With Bryce back at his job as a BP rep in Rotorua, it was logical they'd meet up again.

"I told him I was on my way home, he said 'I'd like you to come back'. I thought 'how sweet'. He wrote me 17 love letters over the next 17 weeks pleading with me to return. I thought 'why not? If it all goes pear-shaped I can always come back'."

She never has - except to visit. "He became the love of my life."

There's a whole chunk of Ursula's pre-New Zealand life we backtrack to here.

After a conventional upbringing and completing a commercial studies course, her feet itched.

With a brother in San Francisco it was the logical place to go - what wasn't so logical was that she'd rub shoulders with Steve McQueen. With her model sister-in-law an extra in Bullet, a movie McQueen directed and starred in, Ursula spent time in his company and has the pictures to prove it.

But movie sets weren't for her. "Believe me, they're very boring places."

She turned to nannying, sandwiching in English lessons. "I wasn't meant to be working, people were getting caught so after 10 months I called it quits and went home."

We suggest that surely those English classes didn't teach her a phrase like call it quits? "No, no that's the New Zealander in me."

In Switzerland she landed a dream secretarial job with the Defence Department, then busy buying fighter planes. "France, America, Sweden were vying to sell them to us, I'd be at all the demonstrations taking notes, going up with the foreign visitors for stunning looks at the Matterhorn."

However, her affinity with the States remained. "Every holiday I'd buy a Greyhound ticket and stay four weeks."

Ursula was in Yellowstone National Park when she heard two girls "talking funny English". They were Kiwis from Feilding and Invercargill who persuaded her to forget the Wyoming rodeo she'd been heading to and join them in San Francisco.

"I was torn but San Fran had become my town, we had a ball, they said I should come to New Zealand." She quit her job, by then she was exporting kitchenware, and by a circuitous overland route through Asia and Australia, arrived mid-December. Her Feilding friend invited her to stay, cue Bryce's Christmas Day entry and the love story it generated.

Back with him in Rotorua it took time to make the final commitment but in October 1978 the couple married. "Bryce's mother said us living together wasn't the right thing to do."

With marriage came a work permit and Ursula became a law firm typist. Surely the legalese must have been a hurdle for one for whom English remained a second language? Not for Ursula - she's a natural linguist.

When it comes to Maori pronunciation she's a gun: "for me it's easy, the vowels are the same as my native tongue."

The Dunns' Rotorua years were interrupted when Bryce was promoted to Wellington; daughter Christina was born there. "She's inherited my travel bug."

Bryce's eventual redundancy returned the family to Rotorua, his pay-out bought a Fenton St motel lease and six years on they acquired a CBD block. When that sold they returned to motels.
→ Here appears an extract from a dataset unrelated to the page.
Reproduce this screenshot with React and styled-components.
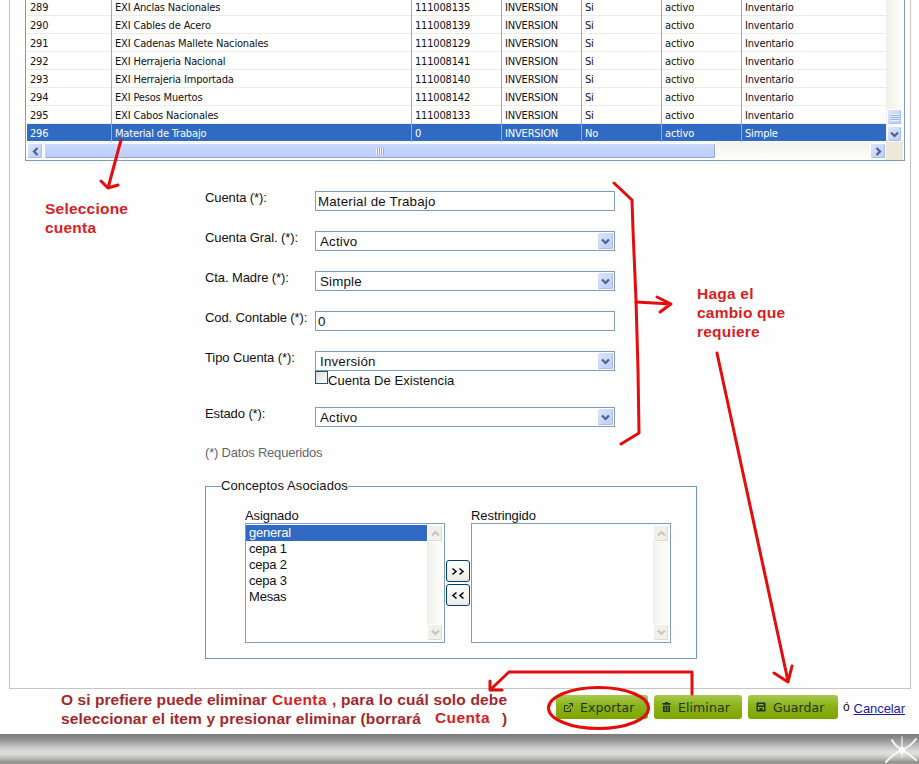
import styled, { createGlobalStyle, css } from "styled-components";

const GlobalStyle = createGlobalStyle`
  * {
    box-sizing: border-box;
  }

  body {
    margin: 0;
    background: #fefefe;
    color: #111;
    font-family: "Liberation Sans", Arial, sans-serif;
    overflow: hidden;
  }
`;

const Page = styled.div`
  position: relative;
  width: 919px;
  height: 764px;
  overflow: hidden;
  display: flex;
  flex-direction: column;
`;

const Panel = styled.main`
  margin-left: 9px;
  width: 902px;
  height: 689px;
  flex: none;
  padding-left: 15px;
  border: 1px solid #c6c6c6;
  border-top: none;
`;

const Grid = styled.section`
  width: 880px;
  height: 161px;
  overflow: hidden;
  border: 1px solid #7f9db9;
  border-top: none;
  padding: 0 1px;
  display: grid;
  grid-template-columns: 859px 1fr;
  grid-template-rows: 142px 18px;
`;

const Rows = styled.div`
  margin-top: -2px;
  font-family: "DejaVu Sans Condensed", "DejaVu Sans", Tahoma, sans-serif;
  font-stretch: condensed;
  font-size: 11px;
  letter-spacing: -0.17px;
`;

const Row = styled.div`
  display: grid;
  grid-template-columns: 85px 300px 90px 80px 80px 80px 1fr;
  height: 18px;
  border-bottom: 1px solid #ecebe4;
  background: ${(props) => (props.$selected ? "#316ac5" : "#fff")};
  color: ${(props) => (props.$selected ? "#fff" : "#111")};
  border-bottom-color: ${(props) => (props.$selected ? "#fff" : "#ecebe4")};
`;

const Cell = styled.span`
  padding: 1px 0 0 3px;
  line-height: 17px;
  white-space: nowrap;
  border-right: 1px solid #aca899;

  &:last-child {
    border-right: none;
  }
`;

const VTrack = styled.div`
  display: flex;
  flex-direction: column;
  justify-content: flex-end;
  align-items: center;
  gap: 1px;
  background: linear-gradient(90deg, #f0f0e8, #fefefb);
`;

const HTrack = styled.div`
  display: flex;
  align-items: center;
  background: linear-gradient(#f3f3ec, #fefefb);
`;

const ScrollButton = styled.span`
  width: ${(props) => props.$w || 15}px;
  height: ${(props) => props.$h || 16}px;
  flex: none;
  display: flex;
  align-items: center;
  justify-content: center;
  border: 1px solid #fff;
  border-radius: 2px;
  box-shadow: inset -1px -1px 0 #a9bdf0;
  background: linear-gradient(135deg, #dbe5fe, #b9cbf8);
  color: #4d6185;

  ${(props) =>
    props.$disabled &&
    css`
      background: #f1f0ea;
      box-shadow: inset -1px -1px 0 #dddbd0;
      color: #c9c7ba;
    `}
`;

const HThumb = styled.span`
  width: 672px;
  height: 16px;
  margin-left: 1px;
  display: flex;
  align-items: center;
  justify-content: center;
  border: 1px solid #fff;
  border-radius: 2px;
  box-shadow: inset -1px -1px 0 #8ea7e0;
  background: linear-gradient(#cbd8fc, #bccdfa);
`;

const Grip = styled.span`
  width: 8px;
  height: 7px;
  background: repeating-linear-gradient(
    ${(props) => (props.$vertical ? "180deg" : "90deg")},
    #eef4fe 0 1px,
    #8cb0f8 1px 2px
  );
`;

const Spacer = styled.span`
  flex: 1;
`;

const Corner = styled.div`
  background: #ece9d8;
`;

const Form = styled.form`
  margin: 30px 0 0 180px;
  width: 492px;
`;

const Field = styled.div`
  display: grid;
  grid-template-columns: 110px 300px;
  height: ${(props) => props.$h || 40}px;
  align-items: start;
`;

const Label = styled.label`
  font-size: 13px;
  letter-spacing: ${(props) => props.$ls || -0.1}px;
  line-height: 14px;
  white-space: nowrap;
  color: ${(props) => props.$color || "#111"};
`;

const Control = styled.div`
  height: 20px;
  border: 1px solid #7f9db9;
  background: #fff;
  padding-left: ${(props) => (props.$select ? 4 : 2)}px;
  display: flex;
  justify-content: space-between;
  align-items: center;
  font-size: 13.33px;
  letter-spacing: 0.18px;
  line-height: 18px;
`;

const ControlText = styled.span`
  padding-top: 2px;
`;

const Check = styled.div`
  display: flex;
  height: 16px;
  align-items: flex-start;

  i {
    width: 13px;
    height: 13px;
    border: 1px solid #1c5180;
    background: linear-gradient(135deg, #dcdcd7, #fff);
  }

  label {
    margin-top: 3px;
  }
`;

const Required = styled.div`
  display: flex;
  height: 15px;
`;

const Concepts = styled.fieldset`
  margin: 18px 0 0;
  padding: 0 0 0 39px;
  width: 492px;
  height: 180px;
  border: 1px solid #6f9ab8;

  legend {
    margin-left: -24px;
    padding: 0;
    height: 14px;
    font-size: 13px;
    line-height: 14px;
    letter-spacing: 0.1px;
  }
`;

const Lists = styled.div`
  display: flex;
  margin-top: 16px;
`;

const ListTitle = styled.div`
  font-size: 13px;
  letter-spacing: -0.08px;
  line-height: 14px;
`;

const ListBox = styled.div`
  width: 200px;
  height: 120px;
  border: 1px solid #7f9db9;
  background: #fff;
  padding: 1px 0;
  display: grid;
  grid-template-columns: 1fr 17px;
`;

const Option = styled.div`
  height: 16px;
  padding-left: 3px;
  font-size: 13px;
  line-height: 16px;
  letter-spacing: -0.2px;
  background: ${(props) => (props.$selected ? "#316ac5" : "transparent")};
  color: ${(props) => (props.$selected ? "#fff" : "#111")};
`;

const ListTrack = styled.div`
  display: flex;
  flex-direction: column;
  justify-content: space-between;
  background: linear-gradient(90deg, #f1f1ec, #fefefe);
`;

const MoveButtons = styled.div`
  width: 26px;
  padding: 51px 1px 0;
  display: flex;
  flex-direction: column;
  gap: 2px;
`;

const MoveButton = styled.button`
  width: 24px;
  height: 22px;
  padding: 0;
  border: 1px solid #003c74;
  border-radius: 3px;
  background: linear-gradient(#fff, #ecebe5);
  display: flex;
  align-items: center;
  justify-content: center;
`;

const Actions = styled.div`
  flex: none;
  height: 45px;
  padding: 6px 14px 0 0;
  display: flex;
  justify-content: flex-end;
  align-items: flex-start;
`;

const ActionButton = styled.button`
  width: ${(props) => props.$w}px;
  height: 24px;
  margin-right: ${(props) => props.$gap || 6}px;
  padding: 0 0 0 8px;
  display: flex;
  align-items: center;
  gap: 7px;
  border: none;
  border-radius: 3px;
  background: linear-gradient(#a9c84e, #8ab31a 45%, #7ea600);
  color: #26331a;
  font-family: "DejaVu Sans", Verdana, sans-serif;
  font-size: 12.5px;
  letter-spacing: 0.1px;
  white-space: nowrap;

  svg {
    flex: none;
  }
`;

const Or = styled.span`
  font-size: 12px;
  line-height: 24px;
  margin-right: 4px;
`;

const Cancel = styled.a`
  margin-top: 6px;
  font-size: 13px;
  line-height: 15px;
  letter-spacing: -0.08px;
  color: #1a1aa8;
  text-decoration: underline;
`;

const Footer = styled.footer`
  height: 30px;
  flex: none;
  display: flex;
  justify-content: flex-end;
  background: linear-gradient(
    #787878,
    #8d8d8d 15%,
    #b4b4b4 35%,
    #d9dad9 56%,
    #dededd 66%,
    #b9b9b8 82%,
    #8c8c88 96%,
    #a9a9a4
  );
`;

const Marks = styled.svg`
  position: absolute;
  left: 0;
  top: 0;
  fill: none;
  stroke: #e30d0d;
  stroke-width: 3;
  stroke-linejoin: round;
  stroke-linecap: round;
`;

const Note = styled.div`
  position: absolute;
  left: ${(props) => props.$x}px;
  top: ${(props) => props.$y}px;
  font-size: 15.5px;
  font-weight: bold;
  line-height: 19px;
  letter-spacing: ${(props) => props.$ls || 0.22}px;
  color: ${(props) => props.$color || "#d81e22"};
  white-space: pre;
`;

const rows = [
  ["289", "EXI Anclas Nacionales", "111008135", "INVERSION", "Si", "activo", "Inventario"],
  ["290", "EXI Cables de Acero", "111008139", "INVERSION", "Si", "activo", "Inventario"],
  ["291", "EXI Cadenas Mallete Nacionales", "111008129", "INVERSION", "Si", "activo", "Inventario"],
  ["292", "EXI Herrajeria Nacional", "111008141", "INVERSION", "Si", "activo", "Inventario"],
  ["293", "EXI Herrajeria Importada", "111008140", "INVERSION", "Si", "activo", "Inventario"],
  ["294", "EXI Pesos Muertos", "111008142", "INVERSION", "Si", "activo", "Inventario"],
  ["295", "EXI Cabos Nacionales", "111008133", "INVERSION", "Si", "activo", "Inventario"],
  ["296", "Material de Trabajo", "0", "INVERSION", "No", "activo", "Simple"],
];

const angles = { down: 0, left: 90, up: 180, right: 270 };

const Chevron = ({ dir = "down" }) => (
  <svg width="9" height="9" viewBox="0 0 9 9">
    <path
      d="M1 2.5 4.5 6 8 2.5"
      fill="none"
      stroke="currentColor"
      strokeWidth="2.2"
      transform={`rotate(${angles[dir]} 4.5 4.5)`}
    />
  </svg>
);

const Input = ({ value }) => (
  <Control>
    <ControlText>{value}</ControlText>
  </Control>
);

const Select = ({ value }) => (
  <Control $select>
    <ControlText>{value}</ControlText>
    <ScrollButton $w={17} $h={18}>
      <Chevron />
    </ScrollButton>
  </Control>
);

const List = ({ title, items }) => (
  <div>
    <ListTitle>{title}</ListTitle>
    <ListBox>
      <div>
        {items.map((item, i) => (
          <Option key={item} $selected={i === 0}>
            {item}
          </Option>
        ))}
      </div>
      <ListTrack>
        <ScrollButton $disabled $w={16} $h={17}>
          <Chevron dir="up" />
        </ScrollButton>
        <ScrollButton $disabled $w={16} $h={17}>
          <Chevron />
        </ScrollButton>
      </ListTrack>
    </ListBox>
  </div>
);

const MoveArrows = ({ back }) => (
  <svg width="14" height="9" viewBox="0 0 14 9">
    <path
      d={back ? "M5.500 1.500 2 4.500 5.500 7.500M12.500 1.500 9 4.500 12.500 7.500" : "M1.500 1.500 5 4.500 1.500 7.500M8.500 1.500 12 4.500 8.500 7.500"}
      fill="none"
      stroke="#000"
      strokeWidth="1.5"
    />
  </svg>
);

const ExportIcon = () => (
  <svg width="9" height="9" viewBox="0 0 9 9" fill="none" stroke="#26331a">
    <path d="M3.5 2.5H.5v6h6v-3M3 6 8 1M5 .5h3.5V4" />
  </svg>
);

const TrashIcon = () => (
  <svg width="9" height="10" viewBox="0 0 10 11" fill="#26331a">
    <path d="M3.5 0h3v1H9.500v2H.5V1h3zM1 4h8v7H1zM3 5v5h1V5zm3 0v5h1V5z" fillRule="evenodd" />
  </svg>
);

const SaveIcon = () => (
  <svg width="10" height="10" viewBox="0 0 10 10" fill="#26331a">
    <path d="M1 .5h8l.5.5v8l-.5.5H1L.5 9V1zM2.500 2v1.500h5V2zM2 5v3h1.500V6h3v2H8V5z" fillRule="evenodd" />
  </svg>
);

const App = () => {
  return (
    <Page>
      <GlobalStyle />
      <Panel>
        <Grid>
          <Rows>
            {rows.map((row) => (
              <Row key={row[0]} $selected={row[0] === "296"}>
                {row.map((value, i) => (
                  <Cell key={i}>{value}</Cell>
                ))}
              </Row>
            ))}
          </Rows>
          <VTrack>
            <ScrollButton $h={16}>
              <Grip $vertical />
            </ScrollButton>
            <ScrollButton $h={16}>
              <Chevron />
            </ScrollButton>
          </VTrack>
          <HTrack>
            <ScrollButton $w={16}>
              <Chevron dir="left" />
            </ScrollButton>
            <HThumb>
              <Grip />
            </HThumb>
            <Spacer />
            <ScrollButton $w={16}>
              <Chevron dir="right" />
            </ScrollButton>
          </HTrack>
          <Corner />
        </Grid>

        <Form>
          <Field>
            <Label>Cuenta (*):</Label>
            <Input value="Material de Trabajo" />
          </Field>
          <Field>
            <Label>Cuenta Gral. (*):</Label>
            <Select value="Activo" />
          </Field>
          <Field>
            <Label>Cta. Madre (*):</Label>
            <Select value="Simple" />
          </Field>
          <Field>
            <Label>Cod. Contable (*):</Label>
            <Input value="0" />
          </Field>
          <Field $h={56}>
            <Label>Tipo Cuenta (*):</Label>
            <div>
              <Select value="Inversión" />
              <Check>
                <i />
                <Label $ls={0.07}>Cuenta De Existencia</Label>
              </Check>
            </div>
          </Field>
          <Field $h={39}>
            <Label>Estado (*):</Label>
            <Select value="Activo" />
          </Field>
          <Required>
            <Label $color="#666" $ls={-0.2}>
              (*) Datos Requeridos
            </Label>
          </Required>
          <Concepts>
            <legend>Conceptos Asociados</legend>
            <Lists>
              <List title="Asignado" items={["general", "cepa 1", "cepa 2", "cepa 3", "Mesas"]} />
              <MoveButtons>
                <MoveButton type="button">
                  <MoveArrows />
                </MoveButton>
                <MoveButton type="button">
                  <MoveArrows back />
                </MoveButton>
              </MoveButtons>
              <List title="Restringido" items={[]} />
            </Lists>
          </Concepts>
        </Form>
      </Panel>

      <Actions>
        <ActionButton $w={92}>
          <ExportIcon />
          Exportar
        </ActionButton>
        <ActionButton $w={88}>
          <TrashIcon />
          Eliminar
        </ActionButton>
        <ActionButton $w={90} $gap={5}>
          <SaveIcon />
          Guardar
        </ActionButton>
        <Or>ó</Or>
        <Cancel>Cancelar</Cancel>
      </Actions>

      <Footer>
        <svg width="40" height="30" viewBox="0 0 40 30" fill="none" stroke="#f4f4f4" strokeLinecap="round">
          <path d="M7 28Q15 19 23 16T37 5M13 6Q17 13 23 16T37 26" strokeWidth="2" />
          <path d="M23 3v20" strokeWidth="1.5" opacity=".8" />
          <circle cx="23" cy="16" r="3" fill="#fff" stroke="none" />
        </svg>
      </Footer>

      <Marks width="919" height="764">
        <path d="M121 140 108 188M101 181 108 188 118 185" />
        <path d="M614 183 632 200 633 230 636 300 638 370 639 433 621 444" />
        <path d="M636 302 671 304M657 297 671 304 660 312" />
        <path d="M717 353 788 681M774 673 788 682 792 666" />
        <path d="M692 694V672H509L490 690M490 681V690L502 690" />
        <ellipse cx="598.500" cy="708" rx="50" ry="20.500" />
      </Marks>

      <Note $x={45} $y={199}>{"Seleccione\ncuenta"}</Note>
      <Note $x={697} $y={284}>{"Haga el\ncambio que\nrequiere"}</Note>
      <Note $x={61} $y={690} $ls={0.06} $color="#a3282c">O si prefiere puede eliminar</Note>
      <Note $x={272} $y={690} $ls={0.4}>Cuenta</Note>
      <Note $x={332} $y={690} $ls={0.16} $color="#a3282c">, para lo cuál solo debe</Note>
      <Note $x={61} $y={709} $ls={0.12} $color="#a3282c">seleccionar el item y presionar eliminar (borrará</Note>
      <Note $x={435} $y={708} $ls={0.4}>Cuenta</Note>
      <Note $x={502} $y={709} $color="#a3282c">)</Note>
    </Page>
  );
};

export default App;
Along the way Ursula had a run-in with kidney cancer; when the diagnosis came she couldn't have been working anywhere more apt - an urologist's clinic.

"He said 'the bad news is one kidney's cancerous, the good is you've got two of them'. Now I only have one kidney."
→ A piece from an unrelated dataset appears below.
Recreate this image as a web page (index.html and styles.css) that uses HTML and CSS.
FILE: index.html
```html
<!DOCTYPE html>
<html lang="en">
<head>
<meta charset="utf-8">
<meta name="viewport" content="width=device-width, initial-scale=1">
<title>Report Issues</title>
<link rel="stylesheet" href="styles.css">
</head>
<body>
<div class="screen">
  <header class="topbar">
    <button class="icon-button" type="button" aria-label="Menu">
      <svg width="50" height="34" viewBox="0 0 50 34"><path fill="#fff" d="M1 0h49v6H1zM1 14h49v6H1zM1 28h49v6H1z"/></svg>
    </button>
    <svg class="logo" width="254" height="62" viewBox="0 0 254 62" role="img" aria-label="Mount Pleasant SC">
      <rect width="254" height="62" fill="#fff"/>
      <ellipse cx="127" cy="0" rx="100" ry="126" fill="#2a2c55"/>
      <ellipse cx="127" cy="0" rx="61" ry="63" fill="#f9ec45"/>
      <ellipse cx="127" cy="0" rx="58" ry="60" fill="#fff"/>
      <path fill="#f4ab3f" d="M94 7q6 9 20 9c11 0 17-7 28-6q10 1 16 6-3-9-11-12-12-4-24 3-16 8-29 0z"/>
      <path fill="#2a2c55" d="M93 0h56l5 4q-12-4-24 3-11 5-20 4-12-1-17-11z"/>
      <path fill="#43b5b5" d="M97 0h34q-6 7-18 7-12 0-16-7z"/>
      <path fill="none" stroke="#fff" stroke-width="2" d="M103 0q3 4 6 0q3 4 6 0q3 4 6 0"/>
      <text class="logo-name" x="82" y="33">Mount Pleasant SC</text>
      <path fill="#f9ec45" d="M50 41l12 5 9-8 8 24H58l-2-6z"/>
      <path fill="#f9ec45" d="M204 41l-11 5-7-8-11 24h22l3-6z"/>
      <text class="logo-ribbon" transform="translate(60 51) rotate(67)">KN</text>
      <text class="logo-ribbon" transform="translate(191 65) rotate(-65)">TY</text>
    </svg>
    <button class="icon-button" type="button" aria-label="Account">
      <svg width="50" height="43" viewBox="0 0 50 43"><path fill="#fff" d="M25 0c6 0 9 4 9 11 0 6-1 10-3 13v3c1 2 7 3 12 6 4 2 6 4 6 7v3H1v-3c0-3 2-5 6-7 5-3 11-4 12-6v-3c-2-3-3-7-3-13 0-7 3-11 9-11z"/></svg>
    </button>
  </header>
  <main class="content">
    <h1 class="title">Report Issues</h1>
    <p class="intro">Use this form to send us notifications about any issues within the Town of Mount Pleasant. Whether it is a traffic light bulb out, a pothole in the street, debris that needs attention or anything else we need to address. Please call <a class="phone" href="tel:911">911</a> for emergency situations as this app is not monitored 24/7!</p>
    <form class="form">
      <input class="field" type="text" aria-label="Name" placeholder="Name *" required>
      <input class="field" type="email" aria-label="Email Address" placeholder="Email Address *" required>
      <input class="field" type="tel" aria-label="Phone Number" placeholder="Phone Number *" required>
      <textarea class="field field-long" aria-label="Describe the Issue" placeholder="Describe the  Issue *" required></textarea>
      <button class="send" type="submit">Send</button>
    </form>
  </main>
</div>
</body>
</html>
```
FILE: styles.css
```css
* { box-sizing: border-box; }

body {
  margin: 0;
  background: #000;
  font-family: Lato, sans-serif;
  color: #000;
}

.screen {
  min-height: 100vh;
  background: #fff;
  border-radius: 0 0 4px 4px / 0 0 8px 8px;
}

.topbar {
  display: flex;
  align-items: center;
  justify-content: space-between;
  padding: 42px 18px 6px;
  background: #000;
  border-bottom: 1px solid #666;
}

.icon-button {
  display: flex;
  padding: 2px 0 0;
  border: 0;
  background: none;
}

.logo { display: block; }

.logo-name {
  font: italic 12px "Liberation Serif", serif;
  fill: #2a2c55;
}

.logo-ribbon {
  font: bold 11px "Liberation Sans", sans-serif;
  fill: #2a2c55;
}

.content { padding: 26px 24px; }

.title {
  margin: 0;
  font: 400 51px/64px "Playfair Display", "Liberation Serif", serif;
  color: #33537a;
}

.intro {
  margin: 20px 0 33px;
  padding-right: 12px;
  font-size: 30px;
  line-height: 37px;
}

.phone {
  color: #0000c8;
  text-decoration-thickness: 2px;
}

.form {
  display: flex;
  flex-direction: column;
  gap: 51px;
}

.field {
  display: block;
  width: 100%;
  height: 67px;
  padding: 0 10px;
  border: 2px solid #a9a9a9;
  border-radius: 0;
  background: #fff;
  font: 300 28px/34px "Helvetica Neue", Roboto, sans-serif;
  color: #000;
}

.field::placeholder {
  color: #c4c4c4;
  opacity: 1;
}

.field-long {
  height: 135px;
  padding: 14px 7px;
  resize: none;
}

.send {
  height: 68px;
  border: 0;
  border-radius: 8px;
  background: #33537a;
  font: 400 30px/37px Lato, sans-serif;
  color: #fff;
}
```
That problem resolved there's another she continues to wrestle with - a hip replacement that repeatedly dislocates, not necessarily in the most convenient of places.

"A helicopter company offered me a trip to White Island to translate for French passengers, I lost traction on the scoria, fell, couldn't move. I'm the only person who's gone there in a commercial chopper and come back in the rescue one, I even made the news."

After so long how does Ursula view herself - Swiss or Kiwi? "I guess somewhere in between."

URSULA DUNN

Born:

Bern, Switzerland, 1946.

Education: Locally.

Family: Husband Bryce, daughter and son-in-law.

Interests: Family, movie buff, gardening "to a certain extent," cooking, reading (crime stories), painter and stained-glass maker, museum volunteer guide, Spectrum Club, former Toastmistress.

On New Zealand: "It's so laid back, that's what I escaped Switzerland for."

Personal Philosophy: "Make a difference."